____ EXTRACTED DATA

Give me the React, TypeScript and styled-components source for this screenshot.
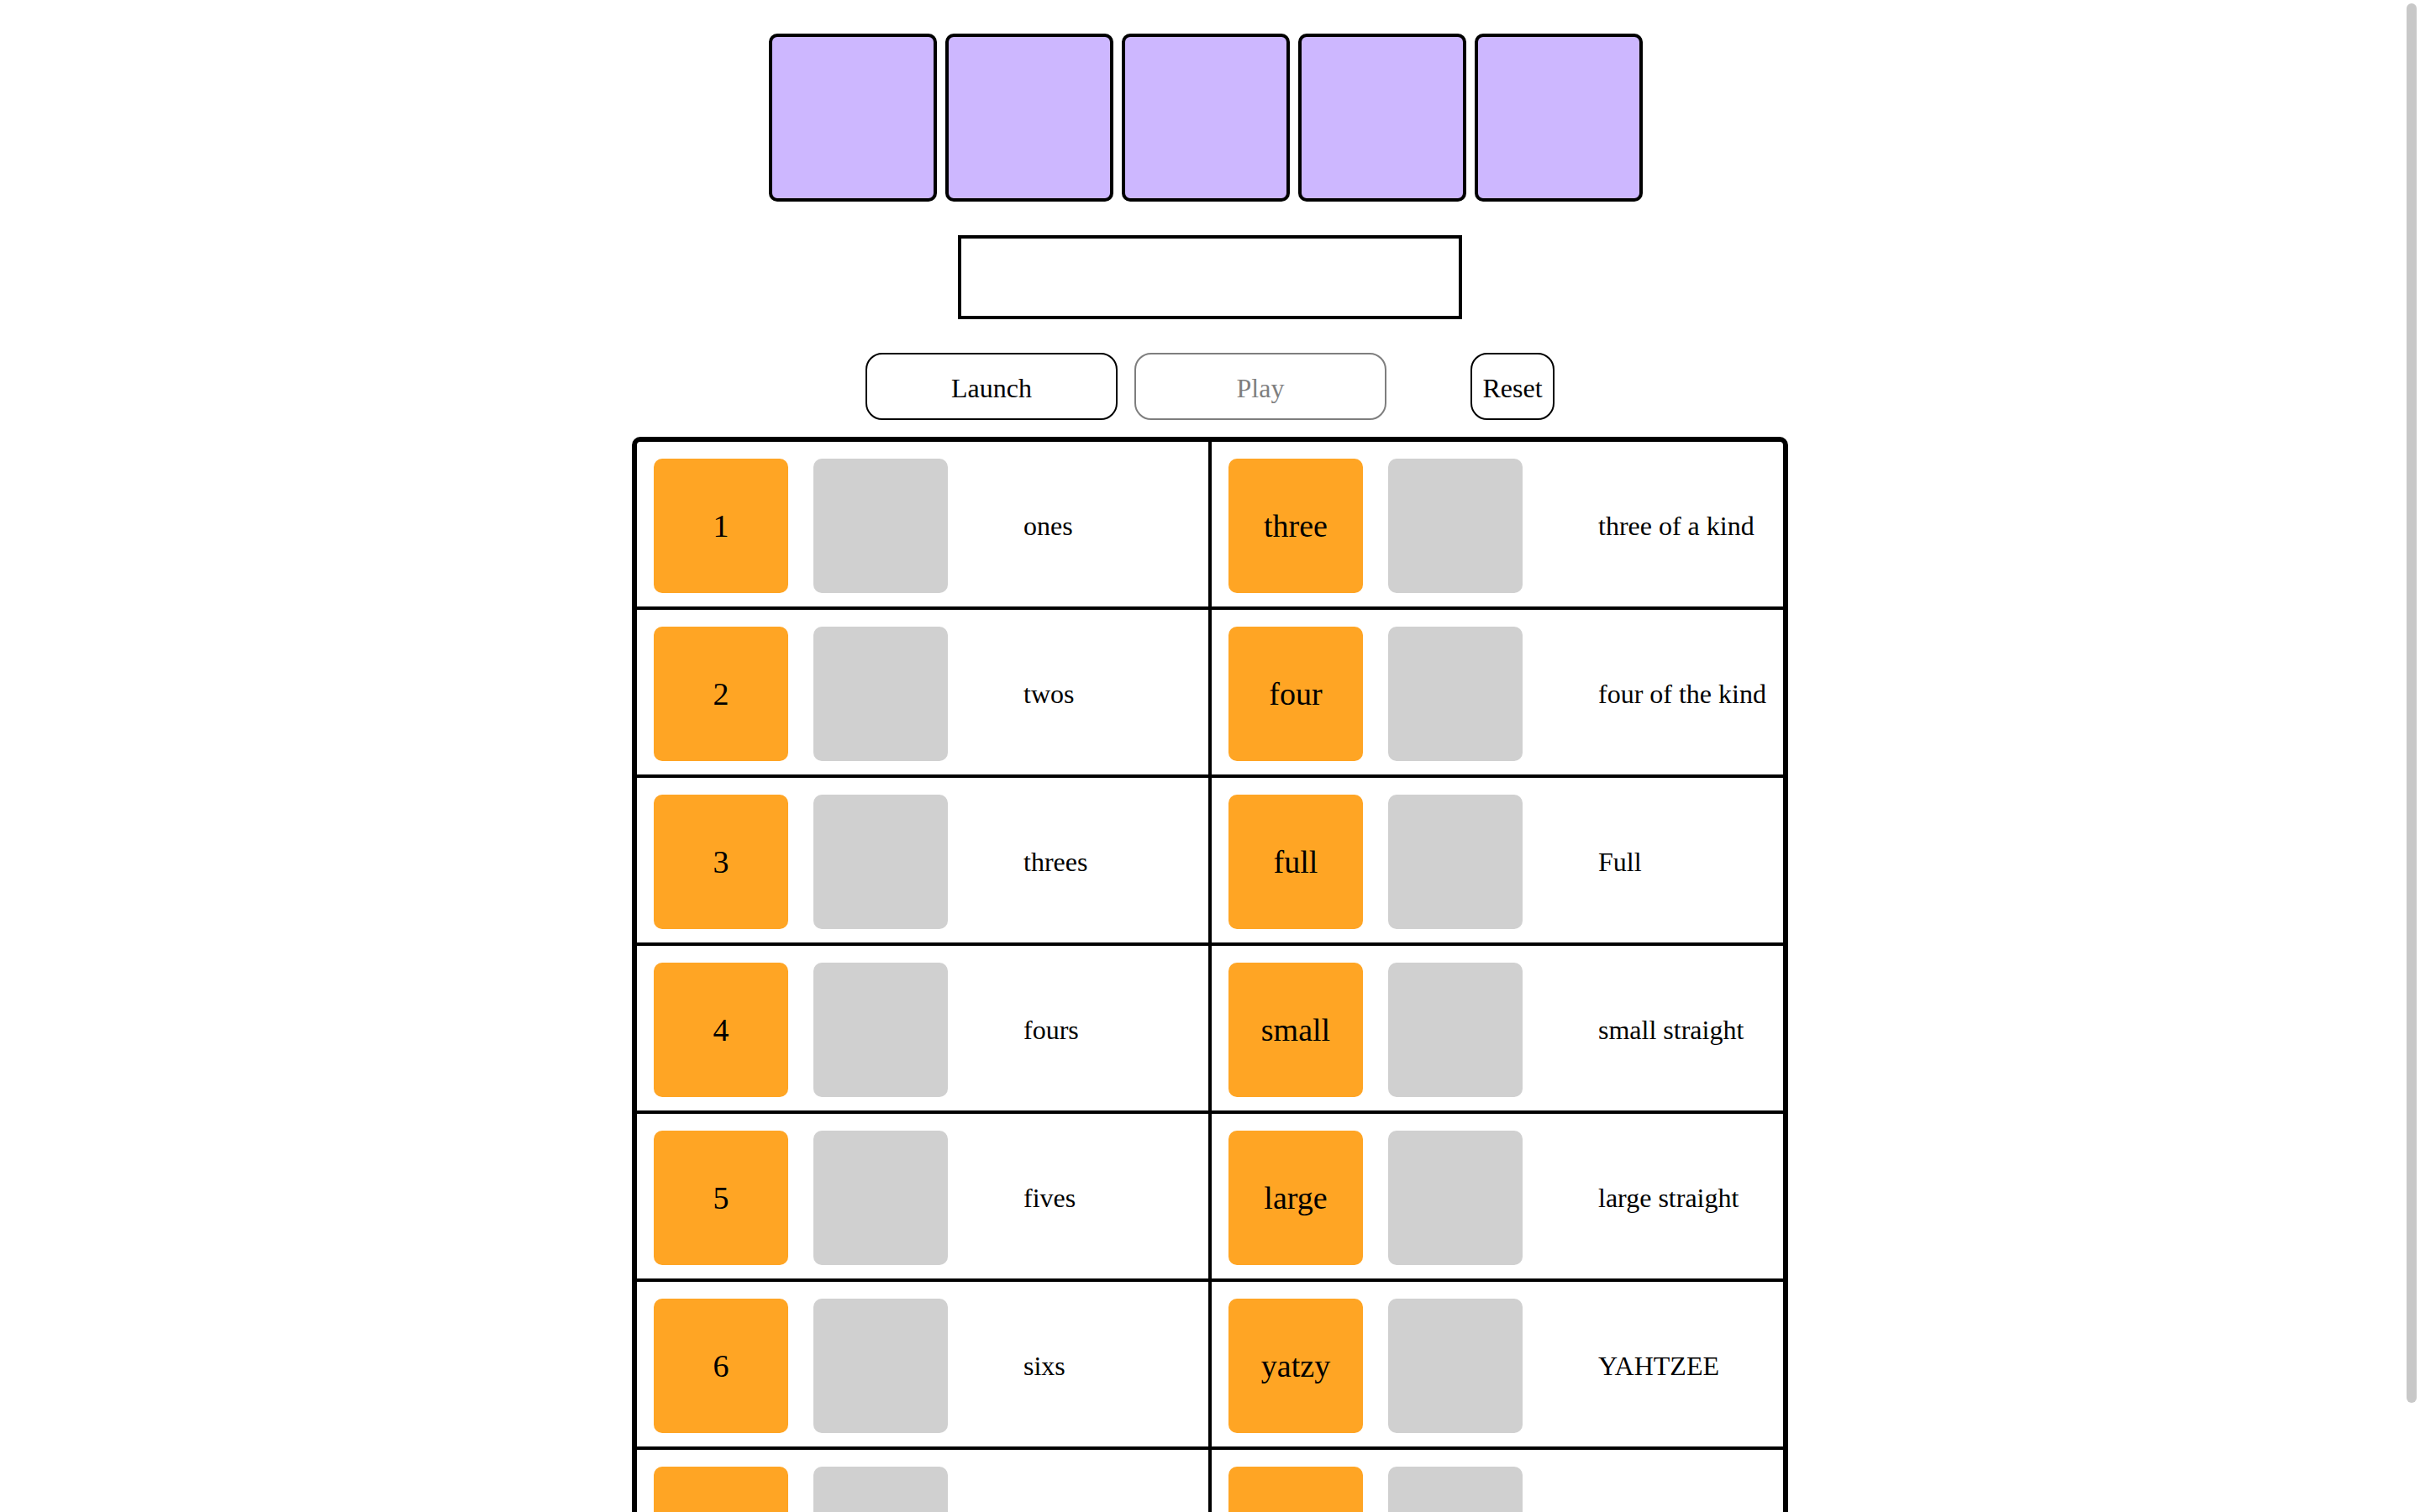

________
____ EXTRACTED DATA

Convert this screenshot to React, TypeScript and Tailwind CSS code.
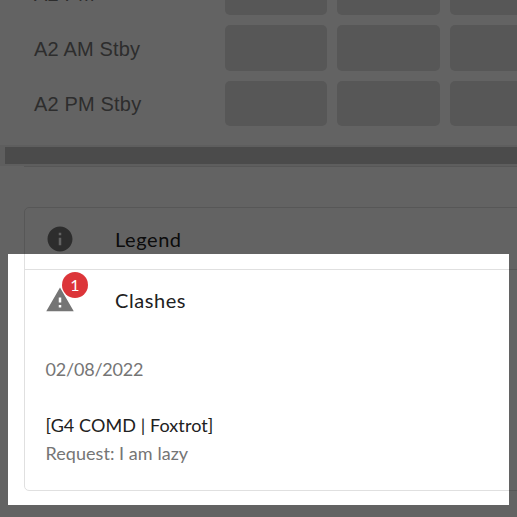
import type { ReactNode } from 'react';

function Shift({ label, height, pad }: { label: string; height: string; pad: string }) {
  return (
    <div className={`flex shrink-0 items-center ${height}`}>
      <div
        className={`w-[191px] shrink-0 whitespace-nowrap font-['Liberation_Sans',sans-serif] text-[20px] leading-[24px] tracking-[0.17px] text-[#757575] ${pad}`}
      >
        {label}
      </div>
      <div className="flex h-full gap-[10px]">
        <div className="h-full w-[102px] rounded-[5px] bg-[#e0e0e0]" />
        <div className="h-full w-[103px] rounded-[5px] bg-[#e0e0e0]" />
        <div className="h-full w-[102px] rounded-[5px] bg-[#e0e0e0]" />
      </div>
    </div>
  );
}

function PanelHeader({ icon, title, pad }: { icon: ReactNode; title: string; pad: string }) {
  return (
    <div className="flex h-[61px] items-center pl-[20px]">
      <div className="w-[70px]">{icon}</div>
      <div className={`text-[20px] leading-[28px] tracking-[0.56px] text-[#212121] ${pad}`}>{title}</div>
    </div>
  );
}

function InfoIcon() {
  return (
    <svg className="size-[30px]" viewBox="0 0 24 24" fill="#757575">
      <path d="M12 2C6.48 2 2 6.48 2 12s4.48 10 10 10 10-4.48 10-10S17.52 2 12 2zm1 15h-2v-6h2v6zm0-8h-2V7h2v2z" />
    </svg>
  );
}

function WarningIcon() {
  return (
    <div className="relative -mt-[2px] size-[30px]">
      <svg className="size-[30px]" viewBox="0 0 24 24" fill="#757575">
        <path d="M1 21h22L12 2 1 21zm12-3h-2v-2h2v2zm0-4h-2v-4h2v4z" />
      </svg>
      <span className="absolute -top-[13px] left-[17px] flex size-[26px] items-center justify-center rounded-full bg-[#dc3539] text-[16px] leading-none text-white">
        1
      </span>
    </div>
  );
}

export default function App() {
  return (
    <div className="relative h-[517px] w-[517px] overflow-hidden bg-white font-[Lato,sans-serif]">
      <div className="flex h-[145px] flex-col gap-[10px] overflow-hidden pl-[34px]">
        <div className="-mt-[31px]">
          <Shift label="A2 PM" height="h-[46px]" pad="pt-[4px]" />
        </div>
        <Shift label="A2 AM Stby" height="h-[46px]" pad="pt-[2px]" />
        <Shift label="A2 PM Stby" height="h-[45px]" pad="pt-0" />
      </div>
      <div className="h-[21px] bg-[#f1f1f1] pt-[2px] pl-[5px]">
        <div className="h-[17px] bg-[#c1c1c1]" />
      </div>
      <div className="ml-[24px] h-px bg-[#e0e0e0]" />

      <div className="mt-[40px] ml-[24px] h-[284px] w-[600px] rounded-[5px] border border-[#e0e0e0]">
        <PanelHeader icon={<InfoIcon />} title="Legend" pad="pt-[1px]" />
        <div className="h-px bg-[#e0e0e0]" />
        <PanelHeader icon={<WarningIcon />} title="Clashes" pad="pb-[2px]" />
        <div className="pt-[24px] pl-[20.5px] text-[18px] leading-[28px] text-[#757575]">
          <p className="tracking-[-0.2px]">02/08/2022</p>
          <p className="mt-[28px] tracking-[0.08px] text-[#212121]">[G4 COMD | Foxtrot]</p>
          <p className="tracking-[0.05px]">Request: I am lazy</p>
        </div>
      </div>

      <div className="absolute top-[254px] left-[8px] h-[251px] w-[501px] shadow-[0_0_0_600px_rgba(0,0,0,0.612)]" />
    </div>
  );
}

________

## STATED PROBLEM
Find the lines above that include the string "screenshot" and copy them.

## FULL SOLUTION
Give me the React, TypeScript and styled-components source for this screenshot.
Convert this screenshot to React, TypeScript and Tailwind CSS code.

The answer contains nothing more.